Last year in Chicago, nearly 600 boxers from more than a hundred countries participated in the 2007 World Boxing Championships, yet China stood out from the crowd by reaping one gold, four bronzes and seven "Olympic tickets," with nine out of eleven participants cruising to the eighth-finals and seven to the quarterfinals.

This year in Beijing, a total of 286 elite boxers from all round the sport's powerhouses gathered at the 2008 Olympic boxing arena, with the mighty Cuba standing in the way, China took a step further by winning two golds, one silver and one bronze with a historical six boxers make it into the quarterfinals, notwithstanding.
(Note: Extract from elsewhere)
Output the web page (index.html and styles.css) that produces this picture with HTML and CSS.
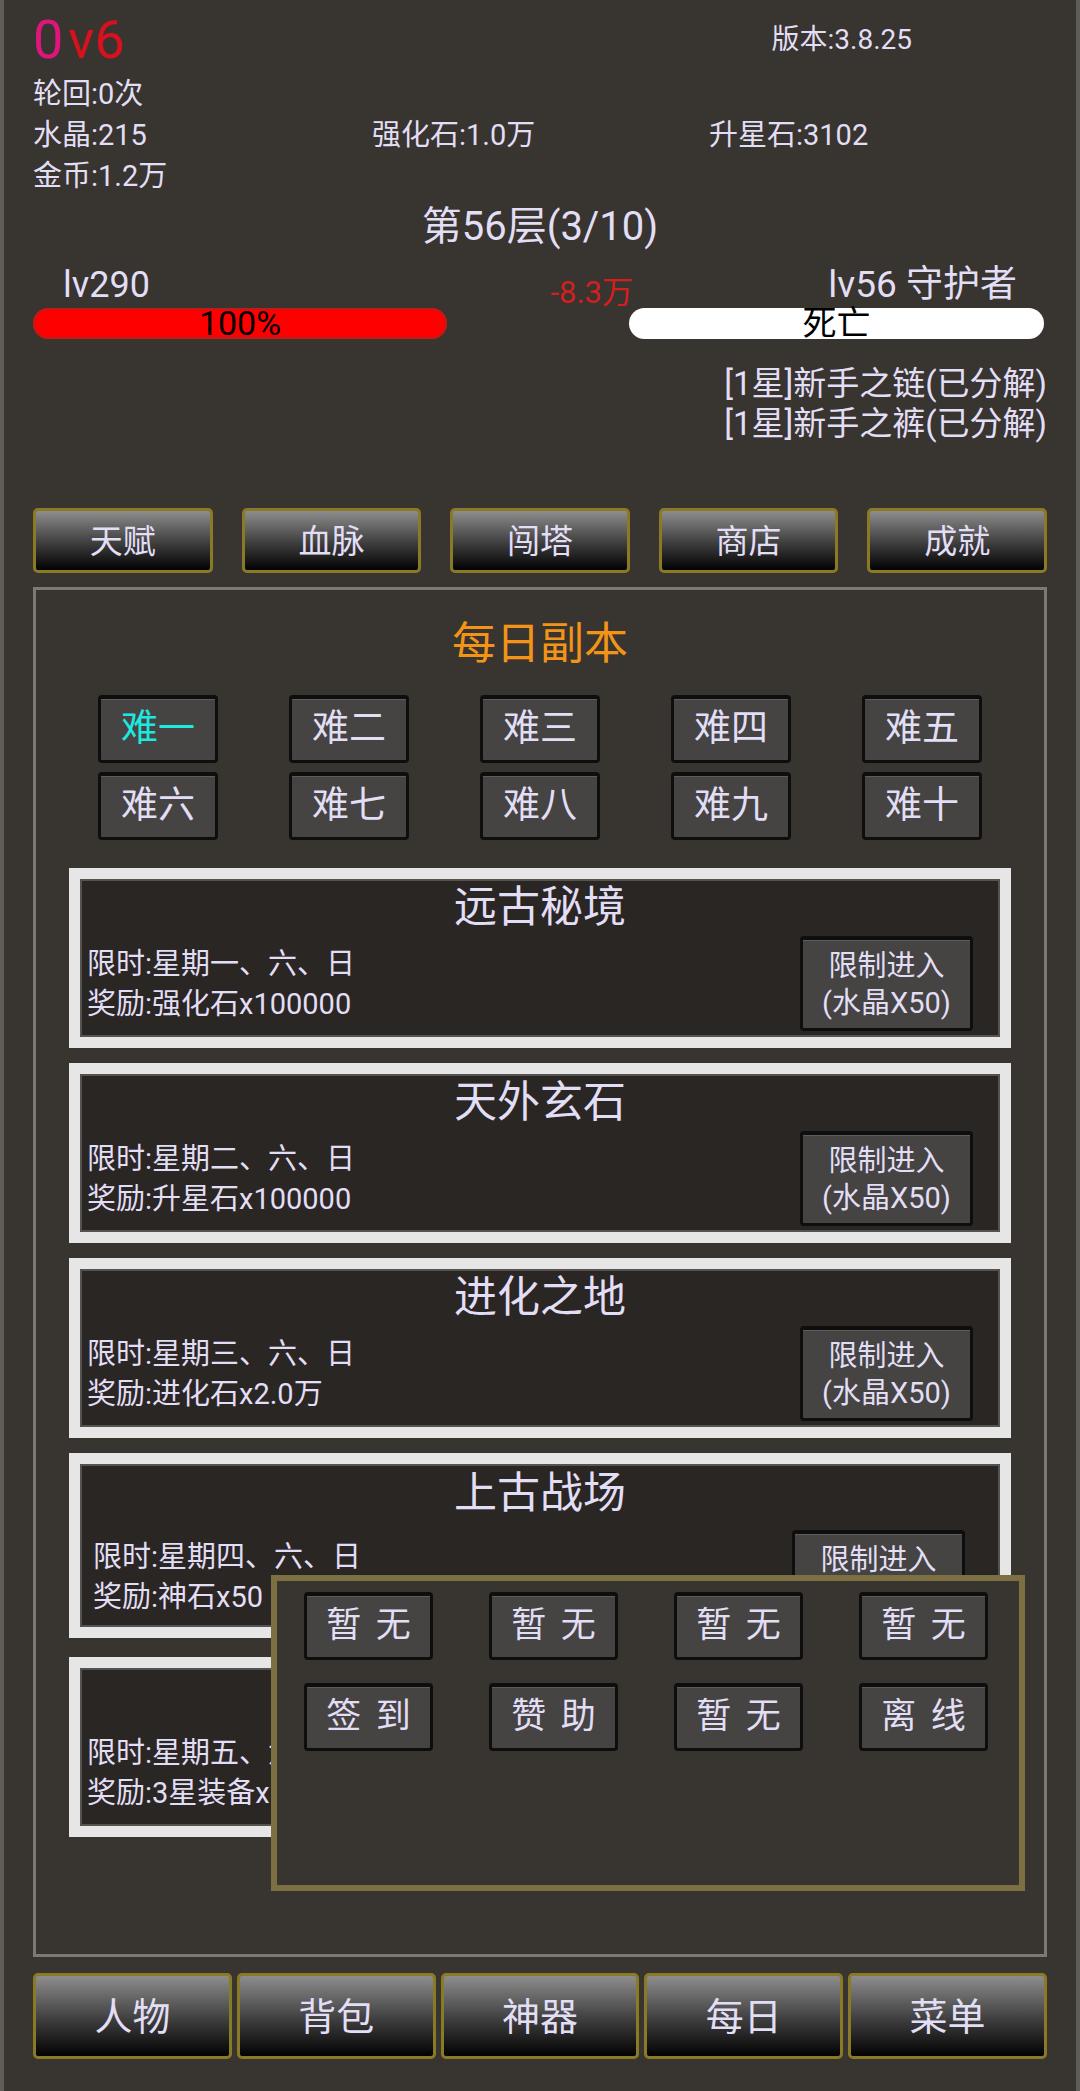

The sleeping boxing Giant is now awakening, and looks set to rule the roost for a long time to come.

Rose In Blossom

While China rang down the curtain on the Beijing Olympic Games with a history-making boxing boom, the 2012 Olympics' host nation Great Britain came back home with a full blossom in the sport as well.

Great Britain, known for its emblem - the rose, reaped its best medal haul in over half a century since Melbourne Olympics in 1956, with one gold and two bronzes.

Despite Britain's biggest gold medal hopeful Frankie Gavin's pre-game exit, due to the weight-making issues, James DeGale take over the torch to ignite his golden moment.

Although the draw put the British team in a dead group - Degale's path was hindered by the reigning Olympic champion Bakhiytar Artayev, while super heavyweight David Price had to confront the European super heavyweight champion Islam Timurziev in his opening fight, the British boxers performed more than creditably.

David Price and Light heavyweight Tony Jeffries both squeezed into the semifinals, while James DeGale danced his way to the final rivalry and brawled his way to the golden glory.

Will the gold medal dangling from DeGale's neck still shine in the London Olympics? Would the two bronzes turn into golds on their home soil? We'll see in four years' time.